If you’re planting a vegetable garden this spring, you might want to consider trying some mustard seeds for a pretty little herb that is so beneficial to eye care. Like its cousins yellow fruits and vegetables, it is full of beta carotene which means lots of vitamin A, a great protector for the eyes.
This is a vitamin that converts to r11-cis retinal, the protein that’s in the rods of the retina, the part of your eye that helps you see in dim light. If it’s mustard greens you like to eat, know that a half cup of cooked greens provides more than half the Vitamin A the body requires in a day.
In the garden growing mustard is quick and easy to grow and is a nice accompaniment for all the vegetables in your harvest.
You can start with either seeds or from seedlings. From seeds, start them outdoors three weeks before the end of frost then every three weeks after that but before the hot summer sun if you want continued harvests.
Plant each seed just under the soil about a half inch apart. After they sprout, thin the seedlings to 3 inches apart.
If you’re planting seedlings, plant them 3 to 5 inches apart beginning three weeks before the last frost. And like the seeds, you can plant every three weeks until summer, then pick it up in mid-summer for a fall harvest as well.
The plants don’t need much care, just plenty of sun or partial shade and you’ll see them grow quickly. No need for any special fertilizer, they like any garden soil, and need to be watered once a week or so if there isn’t much rain. And keep out the weeds! Mustard doesn’t need the competition.
Harvesting the greens while they’re still young and tender, since the older leaves get tough and more bitter. You can either pick individual leaves and leave the plant to grow more, or cut the entire plant harvest all the leaves at once.
You can boil the leaves and serve as a vegetable, put the flowers and seed pods in salads, or grind the seeds for mustard, the second most popular spice in the USA. (Pepper is the first.)
Besides being so great for the eyes, mustard is considered to be beneficial in lowering the risk of some forms of cancer, something that is still being studied. On the negative side, it’s not the herb to choose if you like a bland diet.
Here’s an old Southern recipe for cooked mustard greens, which is, like kale and celery, terrific miced with bacon and onion
Greens and Bacon
2 bunches mustard greens
2 1/2 cups water, divided
4 strips bacon diced,
1 onion, chopped
Pepper and salt if desired, or add
1 teaspoon sugar or a dash of red pepper flakes.
Wash the greens to ensure all grit is gone. Discard the thick pieces and coarsely chop the rest.
Bring 1 Cup water to a boil in a stockpot, add the greens in handfuls, giving each handful a chance to wilt before adding the next.
Cover pot, reduce heat to low and simmer about 15 minutes, until tender. Drain in a colander and get out all the excess moisture.

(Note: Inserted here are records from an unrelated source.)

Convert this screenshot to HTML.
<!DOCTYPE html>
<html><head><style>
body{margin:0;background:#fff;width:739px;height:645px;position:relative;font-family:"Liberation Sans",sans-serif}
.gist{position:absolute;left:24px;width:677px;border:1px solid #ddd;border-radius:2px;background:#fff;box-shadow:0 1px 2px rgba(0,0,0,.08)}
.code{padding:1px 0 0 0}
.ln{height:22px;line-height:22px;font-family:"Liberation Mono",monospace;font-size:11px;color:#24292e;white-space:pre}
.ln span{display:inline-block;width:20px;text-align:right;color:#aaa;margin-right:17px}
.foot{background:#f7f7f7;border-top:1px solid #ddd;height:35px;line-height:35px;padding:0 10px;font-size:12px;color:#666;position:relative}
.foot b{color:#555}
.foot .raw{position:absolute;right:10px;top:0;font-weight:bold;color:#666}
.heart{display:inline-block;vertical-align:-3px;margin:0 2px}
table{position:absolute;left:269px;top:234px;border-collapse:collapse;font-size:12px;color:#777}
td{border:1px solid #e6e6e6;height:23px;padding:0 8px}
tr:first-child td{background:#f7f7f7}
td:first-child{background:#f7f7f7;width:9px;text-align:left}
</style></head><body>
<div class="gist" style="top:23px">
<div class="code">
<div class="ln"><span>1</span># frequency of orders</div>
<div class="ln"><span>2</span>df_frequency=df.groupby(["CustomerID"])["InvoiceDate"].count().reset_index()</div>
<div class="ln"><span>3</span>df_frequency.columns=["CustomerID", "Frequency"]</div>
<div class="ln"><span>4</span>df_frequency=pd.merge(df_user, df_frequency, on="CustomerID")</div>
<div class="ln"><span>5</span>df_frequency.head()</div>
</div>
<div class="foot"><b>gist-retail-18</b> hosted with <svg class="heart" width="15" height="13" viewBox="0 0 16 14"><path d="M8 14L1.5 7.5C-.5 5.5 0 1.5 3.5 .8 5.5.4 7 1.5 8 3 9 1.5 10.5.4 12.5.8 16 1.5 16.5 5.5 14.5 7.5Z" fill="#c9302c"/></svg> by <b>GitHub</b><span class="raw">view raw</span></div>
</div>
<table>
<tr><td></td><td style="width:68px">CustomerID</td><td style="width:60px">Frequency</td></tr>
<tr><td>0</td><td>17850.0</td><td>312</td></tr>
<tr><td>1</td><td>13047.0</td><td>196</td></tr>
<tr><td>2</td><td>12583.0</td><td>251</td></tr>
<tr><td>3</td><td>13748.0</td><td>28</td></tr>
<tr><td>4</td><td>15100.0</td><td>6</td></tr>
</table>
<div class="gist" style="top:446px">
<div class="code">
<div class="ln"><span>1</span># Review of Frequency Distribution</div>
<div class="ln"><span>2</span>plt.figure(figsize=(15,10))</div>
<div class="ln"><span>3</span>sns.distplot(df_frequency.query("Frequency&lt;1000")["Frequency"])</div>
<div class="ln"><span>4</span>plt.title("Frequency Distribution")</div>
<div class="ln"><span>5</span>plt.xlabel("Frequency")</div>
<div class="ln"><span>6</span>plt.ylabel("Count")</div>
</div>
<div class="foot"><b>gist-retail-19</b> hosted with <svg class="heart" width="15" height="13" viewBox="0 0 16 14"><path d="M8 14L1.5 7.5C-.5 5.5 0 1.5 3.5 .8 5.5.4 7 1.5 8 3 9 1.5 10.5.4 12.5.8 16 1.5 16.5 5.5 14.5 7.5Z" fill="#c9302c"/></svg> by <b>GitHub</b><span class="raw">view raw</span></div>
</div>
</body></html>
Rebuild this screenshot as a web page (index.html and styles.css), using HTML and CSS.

Add bacon to the pot and fry until crisp, then transfer to a paper towel to drain.
Add copped onion to the bacon drippings and sauté until lightly brown. Put the bacon back in and stir.
Add the cooked greens and the remaining 1 1/2 cups water,
Salt (if you must) and pepper, perhaps the sugar if desired or pepper flakes. Cover and cook on a medium heat about 30 minutes until tender.
Enjoy! And help your eyes!
As far as its place in history, mustard seeds have been found in Stone Age settlements and are mentioned in the Bible. In the New Testament it has been used as a symbol of faith…. “The Lord said, “If you had faith the size of a mustard seed, you could say to this mulberry tree, ‘Be uprooted and be planted in the sea’; and it would obey you.
It has been used as a spice from the earliest recorded times, and was used by Hippocrates and ancient physicians in medicine. Today, it is the most sold of all herbs around the world.